Well, when King was using non-violence to seek answers to the political and economic crisis tormenting African Americans and the less privileged, he was called a communist.
When Nelson Mandela and his colleagues stood against the racist apartheid regime in South Africa to end the decades long subjugation of Blacks, they were called communists. Now Mandela turns out to be the world’s most celebrated statesman, even by governments that once referred to him as a communist or terrorist.
Wherever Mandela visits now, the adulation and respect shown is unbelievable, a striking contradiction to recent history. In Britain where the former prime minister Margaret Thatcher brushed off the African National Congress (ANC), Mandela’s organization as a communist inspired group, that nation has recently erected a huge statue of Mandela in Parliament Square in London to honor his legacy.
On King there is a project under way to erect a memorial for him in Washington, to pay tribute to a man who was vilified even by some of his own fellow Black ministers.
Both King and Mandela were scorned, hated with passion for speaking to the greater question of equality. If the Tea Party movement had existed during the King and Mandela crusades, they would have spat on both men and call them the “N” word just as they did to civil rights icon and Georgia Congressman John Lewis on the night of the health care legislation victory.
Why is it that when men and women of goodwill raise the issue of justice and equality, they have to be branded a communist or socialist?

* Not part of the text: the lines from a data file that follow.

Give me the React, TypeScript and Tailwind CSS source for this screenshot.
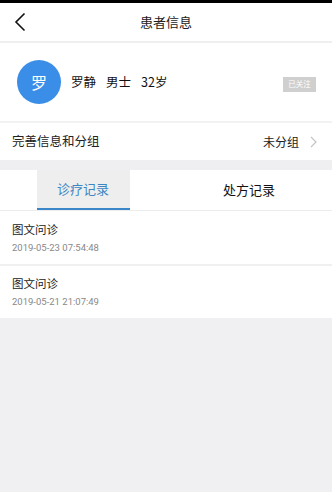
import React from "react";

const font = { fontFamily: '"Noto Sans CJK SC", "Noto Sans", sans-serif' };

export default function App() {
  return (
    <div className="w-[332px] h-[492px] bg-[#f0f0f2] flex flex-col overflow-hidden" style={font}>
      <div className="h-[3px] bg-black" />
      {/* header */}
      <div className="h-[38px] bg-white relative flex items-center justify-center">
        <svg className="absolute left-[14px] top-[9px]" width="12" height="20" viewBox="0 0 12 20">
          <path d="M10.5 1.5 L2 10 L10.5 18.5" fill="none" stroke="#111" strokeWidth="1.6" />
        </svg>
        <span className="text-[13px] text-[#222]">患者信息</span>
      </div>
      <div className="h-[2px] bg-[#efefef]" />
      {/* patient */}
      <div className="h-[78px] bg-white flex items-center pl-[17px] pr-[16px]">
        <div className="w-[44px] h-[44px] rounded-full bg-[#3a8ee8] flex items-center justify-center text-white text-[16px]">
          罗
        </div>
        <div className="ml-[10px] flex items-center gap-[10px] text-[12.5px] text-[#111]">
          <span>罗静</span>
          <span>男士</span>
          <span>32岁</span>
        </div>
        <div className="ml-auto mt-[4px] h-[15px] w-[33px] bg-[#cfcfcf] text-white text-[7.5px] flex items-center justify-center">
          已关注
        </div>
      </div>
      <div className="h-[2px] bg-[#f2f2f2]" />
      {/* row */}
      <div className="h-[37px] bg-white flex items-center pl-[12px] pr-[15px]">
        <span className="text-[12.5px] text-[#222]">完善信息和分组</span>
        <span className="ml-auto text-[12px] text-[#222]">未分组</span>
        <svg className="ml-[11px]" width="7" height="12" viewBox="0 0 7 12">
          <path d="M1 1 L6 6 L1 11" fill="none" stroke="#c4c4c4" strokeWidth="1.2" />
        </svg>
      </div>
      <div className="h-[10px] bg-[#efeff1]" />
      {/* tabs */}
      <div className="h-[40px] bg-white grid grid-cols-2">
        <div className="flex justify-center">
          <div className="w-[93px] h-full bg-[#eeeeee] flex items-center justify-center border-b-2 border-[#3a86c8]">
            <span className="text-[13px] text-[#3c86c4]">诊疗记录</span>
          </div>
        </div>
        <div className="flex items-center justify-center">
          <span className="text-[13px] text-[#111]">处方记录</span>
        </div>
      </div>
      <div className="h-[1px] bg-[#ececec]" />
      {/* list */}
      <div className="bg-white h-[53px] flex flex-col justify-center pl-[12px]">
        <span className="text-[11.5px] text-[#222] leading-[16px]">图文问诊</span>
        <span className="text-[9.5px] text-[#888] leading-[14px] mt-[4px]" style={{ fontFamily: 'Roboto, "Noto Sans", sans-serif' }}>
          2019-05-23 07:54:48
        </span>
      </div>
      <div className="h-[2px] bg-[#f0f0f0]" />
      <div className="bg-white h-[52px] flex flex-col justify-center pl-[12px]">
        <span className="text-[11.5px] text-[#222] leading-[16px]">图文问诊</span>
        <span className="text-[9.5px] text-[#888] leading-[14px] mt-[4px]" style={{ fontFamily: 'Roboto, "Noto Sans", sans-serif' }}>
          2019-05-21 21:07:49
        </span>
      </div>
    </div>
  );
}
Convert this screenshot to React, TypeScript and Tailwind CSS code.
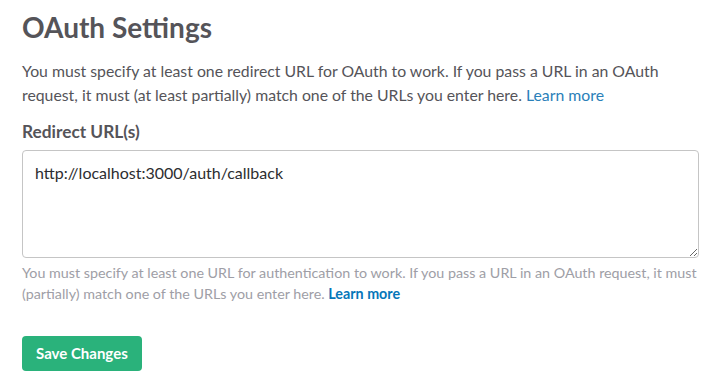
import React from "react";

export default function App() {
  return (
    <div className="w-[724px] h-[389px] bg-white px-[22px] pt-[9px] overflow-hidden" style={{ fontFamily: "Lato, 'Noto Sans', sans-serif" }}>
      <h1 className="text-[28px] leading-[36px] font-bold text-[#555459] m-0">OAuth Settings</h1>
      <p className="mt-[14px] text-[15.8px] leading-[24px] text-[#555459]">
        You must specify at least one redirect URL for OAuth to work. If you pass a URL in an OAuth request, it must (at least partially) match one of the URLs you enter here.{" "}
        <a className="text-[#2a80b9]" href="#">Learn more</a>
      </p>
      <label className="block mt-[14px] text-[17.3px] leading-[22px] font-bold text-[#555459]">Redirect URL(s)</label>
      <textarea
        className="block mt-[7px] w-[677px] h-[108px] border border-[#c5c5c5] rounded-[4px] px-[12px] pt-[11px] pb-[8px] text-[16px] leading-[22px] text-[#2c2d30] outline-none"
        style={{ fontFamily: "Lato, 'Noto Sans', sans-serif" }}
        defaultValue="http://localhost:3000/auth/callback"
      />
      <p className="mt-[4px] text-[14.3px] leading-[21px] text-[#9e9ea6]">
        You must specify at least one URL for authentication to work. If you pass a URL in an OAuth request, it must (partially) match one of the URLs you enter here.{" "}
        <a className="text-[#0576b9] font-bold" href="#">Learn more</a>
      </p>
      <button className="mt-[32px] h-[35px] px-[14px] rounded-[4px] bg-[#2ab27b] text-white text-[15px] font-bold">
        Save Changes
      </button>
    </div>
  );
}
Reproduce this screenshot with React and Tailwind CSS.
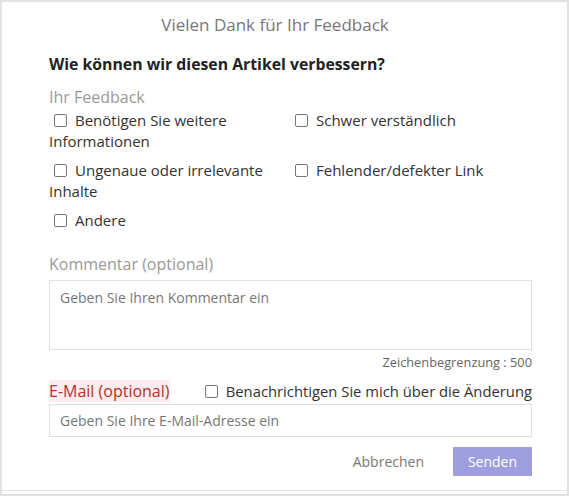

Why do we call them communists and socialists and yet decades later we contradict ourselves by honoring their memories for making us all better people and for pushing a better society?
Why should there be an intrinsic fear among some that rises to the level of violence whenever a leader in government or in a social movement wants to address the social and economic inequality that has entrapped the future and potential for progress?
If you are upset and against any move to level the playing field for African Americans, Jews, Arab Americans, Native Americans, Hispanic Americans, Asian Americans and other groups, use nonviolence not guns.